Эмиль встал во весь свой рост.
— Боже всемогущий!.. Но это невероятно! Ты ведь… Он должен был умереть!.. — воскликнул Эмиль, словно обращаясь к кому-то, кого здесь не было.
— Успокойся. Давай-ка ты поднимешься и немного полежишь у меня на кровати. Все-таки ты получил сильный удар…
— Удар здесь ни при чем. Несколько лет назад, когда я занимался врачебной практикой, меня позвали к умирающему мальчику. Ребенка укусила ядовитая змея, и спасти его было нельзя. Он был обречен… — Эмиль уже еле говорил.
— Хорошо-хорошо, я тебе верю! А теперь пошли наверх, Эмиль, — и Виктор повел его к лестнице. — А ты, юноша, приготовь-ка поскорее настой.
— Это невозможно! Невозможно! — твердил Эмиль, поднимаясь по ступенькам.

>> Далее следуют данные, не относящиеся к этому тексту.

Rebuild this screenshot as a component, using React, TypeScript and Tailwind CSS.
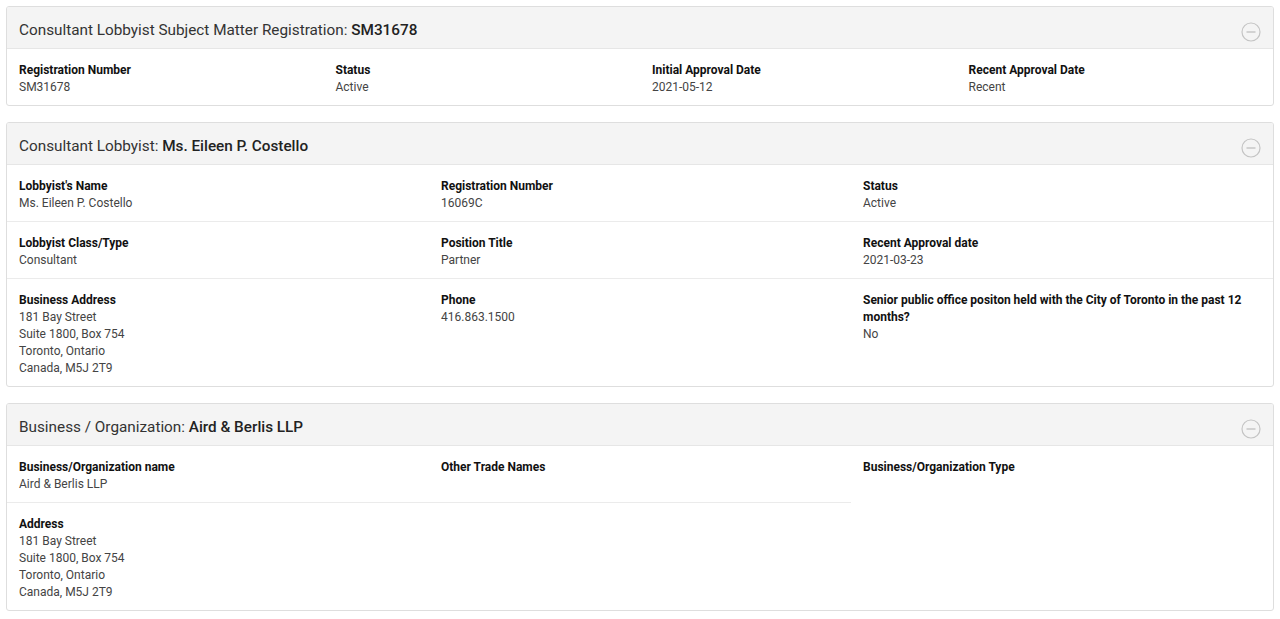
import React from 'react'

const font = { fontFamily: 'Roboto, "Noto Sans", sans-serif' }

const MinusCircle = () => (
  <svg width="20" height="20" viewBox="0 0 20 20" fill="none" className="shrink-0">
    <circle cx="10" cy="10" r="9" stroke="#c4c4c4" strokeWidth="1.2" />
    <line x1="5.5" y1="10" x2="14.5" y2="10" stroke="#b0b0b0" strokeWidth="1.2" />
  </svg>
)

interface PanelProps {
  label: string
  value: string
  children: React.ReactNode
}

const Panel = ({ label, value, children }: PanelProps) => (
  <section className="border border-[#dedede] rounded-[3px] bg-white overflow-hidden">
    <div className="h-[42px] bg-[#f4f4f4] border-b border-[#e6e6e6] flex items-center justify-between pl-3 pr-3">
      <h2 className="text-[15.3px] text-[#333] leading-none pt-[6px]">
        {label}: <span className="font-medium text-[#222]">{value}</span>
      </h2>
      <div className="pt-[8px]">
        <MinusCircle />
      </div>
    </div>
    {children}
  </section>
)

const Field = ({ label, lines, className = '' }: { label: string; lines?: string[]; className?: string }) => (
  <div className={`pl-3 pr-3 pt-[13px] pb-[9px] text-[12px] leading-[17px] ${className}`}>
    <div className="font-bold text-[#111]">{label}</div>
    {lines?.map((l) => (
      <div key={l} className="text-[#444]">{l}</div>
    ))}
  </div>
)

const address = ['181 Bay Street', 'Suite 1800, Box 754', 'Toronto, Ontario', 'Canada, M5J 2T9']

export default function App() {
  return (
    <div className="bg-white min-h-screen px-[6px] pt-[6px] flex flex-col gap-4" style={font}>
      <Panel label="Consultant Lobbyist Subject Matter Registration" value="SM31678">
        <div className="grid grid-cols-4">
          <Field label="Registration Number" lines={['SM31678']} />
          <Field label="Status" lines={['Active']} />
          <Field label="Initial Approval Date" lines={['2021-05-12']} />
          <Field label="Recent Approval Date" lines={['Recent']} />
        </div>
      </Panel>

      <Panel label="Consultant Lobbyist" value="Ms. Eileen P. Costello">
        <div className="grid grid-cols-3">
          <Field className="border-b border-[#ebebeb]" label="Lobbyist's Name" lines={['Ms. Eileen P. Costello']} />
          <Field className="border-b border-[#ebebeb]" label="Registration Number" lines={['16069C']} />
          <Field className="border-b border-[#ebebeb]" label="Status" lines={['Active']} />
          <Field className="border-b border-[#ebebeb]" label="Lobbyist Class/Type" lines={['Consultant']} />
          <Field className="border-b border-[#ebebeb]" label="Position Title" lines={['Partner']} />
          <Field className="border-b border-[#ebebeb]" label="Recent Approval date" lines={['2021-03-23']} />
          <Field label="Business Address" lines={address} />
          <Field label="Phone" lines={['416.863.1500']} />
          <Field label="Senior public office positon held with the City of Toronto in the past 12 months?" lines={['No']} />
        </div>
      </Panel>

      <Panel label="Business / Organization" value="Aird & Berlis LLP">
        <div className="grid grid-cols-3">
          <Field className="border-b border-[#ebebeb]" label="Business/Organization name" lines={['Aird & Berlis LLP']} />
          <Field className="border-b border-[#ebebeb]" label="Other Trade Names" />
          <Field className="row-span-2" label="Business/Organization Type" />
          <Field label="Address" lines={address} />
        </div>
      </Panel>
    </div>
  )
}
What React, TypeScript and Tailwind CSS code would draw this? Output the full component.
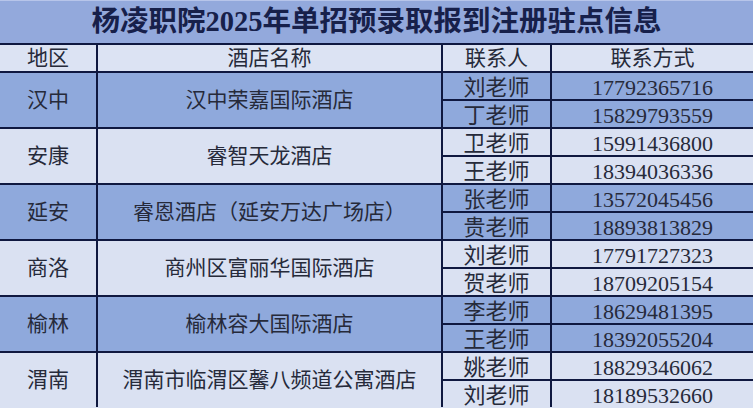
import React from "react";

const rows = [
  { region: "汉中", hotel: "汉中荣嘉国际酒店", c: [["刘老师", "17792365716"], ["丁老师", "15829793559"]], dark: true },
  { region: "安康", hotel: "睿智天龙酒店", c: [["卫老师", "15991436800"], ["王老师", "18394036336"]], dark: false },
  { region: "延安", hotel: "睿恩酒店（延安万达广场店）", c: [["张老师", "13572045456"], ["贵老师", "18893813829"]], dark: true },
  { region: "商洛", hotel: "商州区富丽华国际酒店", c: [["刘老师", "17791727323"], ["贺老师", "18709205154"]], dark: false },
  { region: "榆林", hotel: "榆林容大国际酒店", c: [["李老师", "18629481395"], ["王老师", "18392055204"]], dark: true },
  { region: "渭南", hotel: "渭南市临渭区馨八频道公寓酒店", c: [["姚老师", "18829346062"], ["刘老师", "18189532660"]], dark: false },
];

const cjk = { fontFamily: '"Liberation Serif", "Noto Sans CJK SC", serif' };

export default function App() {
  return (
    <div className="w-[753px] h-[408px] overflow-hidden bg-[#dae1f2]">
      <div
        className="grid grid-cols-[96px_343px_107px_1fr] gap-[2px] bg-[#0f1840] text-[#262a3a] text-[21px] leading-none"
        style={cjk}
      >
        <div className="col-span-4 h-[43px] bg-[#93a9dc] border-t border-[#b7c5ea] flex items-center justify-center font-bold text-[28.5px] text-[#17204a]">
          杨凌职院2025年单招预录取报到注册驻点信息
        </div>
        {["地区", "酒店名称", "联系人", "联系方式"].map((h) => (
          <div key={h} className="h-[26px] bg-[#dce3f3] flex items-center justify-center pt-[1px]">
            {h}
          </div>
        ))}
        {rows.map((r) => {
          const bg = r.dark ? "bg-[#8fa9dc]" : "bg-[#dae1f2]";
          return (
            <React.Fragment key={r.region}>
              <div className={`row-span-2 ${bg} flex items-center justify-center`}>{r.region}</div>
              <div className={`row-span-2 ${bg} flex items-center justify-center`}>{r.hotel}</div>
              <div className={`h-[26px] ${bg} flex items-center justify-center pt-[3px] text-[22px]`}>{r.c[0][0]}</div>
              <div className={`h-[26px] ${bg} flex items-center justify-center pt-[3px] text-[22px]`}>{r.c[0][1]}</div>
              <div className={`h-[26px] ${bg} flex items-center justify-center pt-[3px] text-[22px]`}>{r.c[1][0]}</div>
              <div className={`h-[26px] ${bg} flex items-center justify-center pt-[3px] text-[22px]`}>{r.c[1][1]}</div>
            </React.Fragment>
          );
        })}
      </div>
    </div>
  );
}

Юноша снял с полки фарфоровую банку, извлек из нее щепотку трав и поставил кипятить воду. У него сильно дрожали руки. Аннетта и Камилла столько раз рассказывали ему ту историю, что она и так засела у него в голове. Когда настой был готов, юноша вышел из лаборатории и в прихожей столкнулся с Виктором.
— Спасибо, мой мальчик. Я сам ему отнесу.
— Что с ним случилось?
— Наговорил лишнего в университете, а научное сообщество ревниво и злопамятно. — Виктор сделал паузу и посмотрел на юношу внимательным взглядом, в котором заключался не столько вопрос, сколько ожидание, что тот сам откроет ему какую-то тайну. — Мы изучаем опасные вещества, которые в минимальных количествах благотворны, а в объемах, превышающих предписанную дозу, смертельны.
— И что же?
— Эмиль давно оставил врачебную практику. И как, по-твоему, к нему относятся теперь эти высокомерные недоучки? На жизнь он вынужден зарабатывать переводами. Подожди, не уходи, — начал он подниматься по лестнице. — Я хочу показать тебе наши последние препараты.
Юноша бросил взгляд на циферблат напольных часов и направился обратно, в лабораторию.
Дни шли за днями, неумолимо приближая наступление школьных каникул. А вместе с ними приближалось возвращение домой Жиля. Пока тот находился в интернате, Безымянный при всяком удобном случае бегал к Виктору. Ему нравилось постигать премудрости науки, ассистировать своему учителю при проведении экспериментов, применять на практике собственные, пока еще скромные познания, оттачивать интуицию и выполнять функции секретаря. У них с Виктором установилось такое взаимопонимание, что подчас даже слов не требовалось. Достаточно было одного жеста, а иногда — взгляда. Между тем учебный год закончился, и не вызывавшая воодушевления перспектива возобновления знакомства с сыном Виктора становилась реальной. Поведение Жиля со временем сделалось враждебным, а когда Жиль видел своего отца и Безымянного за работой, лицо у него кривилось в презрительной ухмылке.